▶ [SUPPLIED INFORMATION]
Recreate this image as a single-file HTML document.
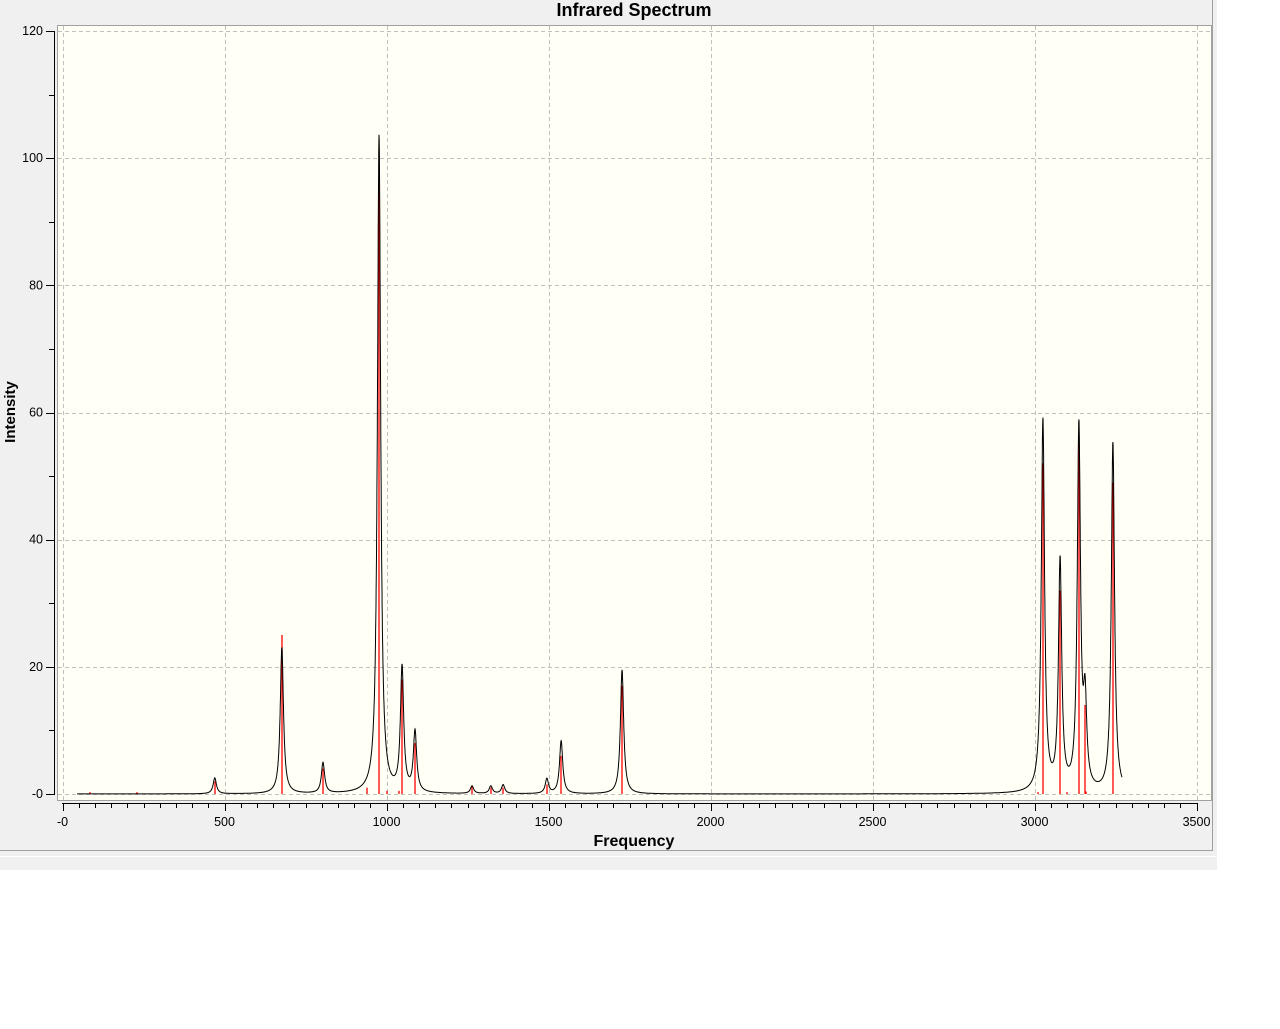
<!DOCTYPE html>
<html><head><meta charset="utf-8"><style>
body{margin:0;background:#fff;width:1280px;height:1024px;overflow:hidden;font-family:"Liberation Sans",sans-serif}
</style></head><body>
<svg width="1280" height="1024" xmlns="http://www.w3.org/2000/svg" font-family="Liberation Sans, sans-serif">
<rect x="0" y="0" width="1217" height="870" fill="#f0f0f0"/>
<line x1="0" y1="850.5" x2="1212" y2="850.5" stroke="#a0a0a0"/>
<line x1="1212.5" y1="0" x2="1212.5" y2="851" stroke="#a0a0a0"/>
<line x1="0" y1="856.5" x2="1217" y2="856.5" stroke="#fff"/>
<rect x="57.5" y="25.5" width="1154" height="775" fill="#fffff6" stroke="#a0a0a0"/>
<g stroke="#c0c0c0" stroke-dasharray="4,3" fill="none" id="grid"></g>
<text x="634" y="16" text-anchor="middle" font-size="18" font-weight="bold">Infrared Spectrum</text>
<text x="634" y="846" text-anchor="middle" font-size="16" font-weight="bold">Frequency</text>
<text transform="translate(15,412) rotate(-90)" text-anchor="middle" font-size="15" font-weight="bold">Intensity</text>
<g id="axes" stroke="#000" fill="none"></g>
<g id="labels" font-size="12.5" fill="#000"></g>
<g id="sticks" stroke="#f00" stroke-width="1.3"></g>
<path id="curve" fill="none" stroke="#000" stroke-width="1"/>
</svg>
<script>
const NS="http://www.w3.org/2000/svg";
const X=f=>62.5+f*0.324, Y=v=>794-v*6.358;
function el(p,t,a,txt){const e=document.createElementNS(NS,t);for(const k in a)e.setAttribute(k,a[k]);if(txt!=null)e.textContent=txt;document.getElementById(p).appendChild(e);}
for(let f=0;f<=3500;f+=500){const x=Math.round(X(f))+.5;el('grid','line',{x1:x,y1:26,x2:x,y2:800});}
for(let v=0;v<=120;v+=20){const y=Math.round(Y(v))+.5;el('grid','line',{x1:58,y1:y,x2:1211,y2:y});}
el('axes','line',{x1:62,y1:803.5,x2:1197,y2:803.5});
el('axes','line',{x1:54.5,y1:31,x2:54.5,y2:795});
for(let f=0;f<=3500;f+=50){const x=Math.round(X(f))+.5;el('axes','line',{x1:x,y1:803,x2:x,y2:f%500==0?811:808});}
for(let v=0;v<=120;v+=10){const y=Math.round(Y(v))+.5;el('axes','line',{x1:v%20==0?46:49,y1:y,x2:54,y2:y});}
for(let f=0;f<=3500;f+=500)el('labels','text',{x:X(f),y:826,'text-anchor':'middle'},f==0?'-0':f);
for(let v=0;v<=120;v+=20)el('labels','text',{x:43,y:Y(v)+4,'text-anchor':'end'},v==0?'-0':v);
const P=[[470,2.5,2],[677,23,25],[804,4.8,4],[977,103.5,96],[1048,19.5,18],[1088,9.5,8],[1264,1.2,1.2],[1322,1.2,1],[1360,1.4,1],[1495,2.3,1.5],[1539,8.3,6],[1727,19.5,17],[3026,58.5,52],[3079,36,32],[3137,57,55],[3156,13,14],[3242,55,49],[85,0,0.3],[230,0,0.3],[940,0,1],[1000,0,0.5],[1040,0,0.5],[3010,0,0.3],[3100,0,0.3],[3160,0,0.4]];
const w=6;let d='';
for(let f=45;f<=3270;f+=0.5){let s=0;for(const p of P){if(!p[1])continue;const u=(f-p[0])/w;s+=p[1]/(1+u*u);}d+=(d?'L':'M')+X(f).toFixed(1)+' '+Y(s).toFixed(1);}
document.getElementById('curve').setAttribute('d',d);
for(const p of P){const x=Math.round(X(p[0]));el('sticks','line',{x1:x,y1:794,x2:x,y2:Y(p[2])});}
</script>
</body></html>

▶ [EXERCISE OBJECTIVE] Please transcribe the material above exactly as written. Leave the pictures out.

▶ [ANSWER FOR THIS EXERCISE]
Recreate this image as a single-file HTML document.
<!DOCTYPE html>
<html><head><meta charset="utf-8"><style>
body{margin:0;background:#fff;width:1280px;height:1024px;overflow:hidden;font-family:"Liberation Sans",sans-serif}
</style></head><body>
<svg width="1280" height="1024" xmlns="http://www.w3.org/2000/svg" font-family="Liberation Sans, sans-serif">
<rect x="0" y="0" width="1217" height="870" fill="#f0f0f0"/>
<line x1="0" y1="850.5" x2="1212" y2="850.5" stroke="#a0a0a0"/>
<line x1="1212.5" y1="0" x2="1212.5" y2="851" stroke="#a0a0a0"/>
<line x1="0" y1="856.5" x2="1217" y2="856.5" stroke="#fff"/>
<rect x="57.5" y="25.5" width="1154" height="775" fill="#fffff6" stroke="#a0a0a0"/>
<g stroke="#c0c0c0" stroke-dasharray="4,3" fill="none" id="grid"></g>
<text x="634" y="16" text-anchor="middle" font-size="18" font-weight="bold">Infrared Spectrum</text>
<text x="634" y="846" text-anchor="middle" font-size="16" font-weight="bold">Frequency</text>
<text transform="translate(15,412) rotate(-90)" text-anchor="middle" font-size="15" font-weight="bold">Intensity</text>
<g id="axes" stroke="#000" fill="none"></g>
<g id="labels" font-size="12.5" fill="#000"></g>
<g id="sticks" stroke="#f00" stroke-width="1.3"></g>
<path id="curve" fill="none" stroke="#000" stroke-width="1"/>
</svg>
<script>
const NS="http://www.w3.org/2000/svg";
const X=f=>62.5+f*0.324, Y=v=>794-v*6.358;
function el(p,t,a,txt){const e=document.createElementNS(NS,t);for(const k in a)e.setAttribute(k,a[k]);if(txt!=null)e.textContent=txt;document.getElementById(p).appendChild(e);}
for(let f=0;f<=3500;f+=500){const x=Math.round(X(f))+.5;el('grid','line',{x1:x,y1:26,x2:x,y2:800});}
for(let v=0;v<=120;v+=20){const y=Math.round(Y(v))+.5;el('grid','line',{x1:58,y1:y,x2:1211,y2:y});}
el('axes','line',{x1:62,y1:803.5,x2:1197,y2:803.5});
el('axes','line',{x1:54.5,y1:31,x2:54.5,y2:795});
for(let f=0;f<=3500;f+=50){const x=Math.round(X(f))+.5;el('axes','line',{x1:x,y1:803,x2:x,y2:f%500==0?811:808});}
for(let v=0;v<=120;v+=10){const y=Math.round(Y(v))+.5;el('axes','line',{x1:v%20==0?46:49,y1:y,x2:54,y2:y});}
for(let f=0;f<=3500;f+=500)el('labels','text',{x:X(f),y:826,'text-anchor':'middle'},f==0?'-0':f);
for(let v=0;v<=120;v+=20)el('labels','text',{x:43,y:Y(v)+4,'text-anchor':'end'},v==0?'-0':v);
const P=[[470,2.5,2],[677,23,25],[804,4.8,4],[977,103.5,96],[1048,19.5,18],[1088,9.5,8],[1264,1.2,1.2],[1322,1.2,1],[1360,1.4,1],[1495,2.3,1.5],[1539,8.3,6],[1727,19.5,17],[3026,58.5,52],[3079,36,32],[3137,57,55],[3156,13,14],[3242,55,49],[85,0,0.3],[230,0,0.3],[940,0,1],[1000,0,0.5],[1040,0,0.5],[3010,0,0.3],[3100,0,0.3],[3160,0,0.4]];
const w=6;let d='';
for(let f=45;f<=3270;f+=0.5){let s=0;for(const p of P){if(!p[1])continue;const u=(f-p[0])/w;s+=p[1]/(1+u*u);}d+=(d?'L':'M')+X(f).toFixed(1)+' '+Y(s).toFixed(1);}
document.getElementById('curve').setAttribute('d',d);
for(const p of P){const x=Math.round(X(p[0]));el('sticks','line',{x1:x,y1:794,x2:x,y2:Y(p[2])});}
</script>
</body></html>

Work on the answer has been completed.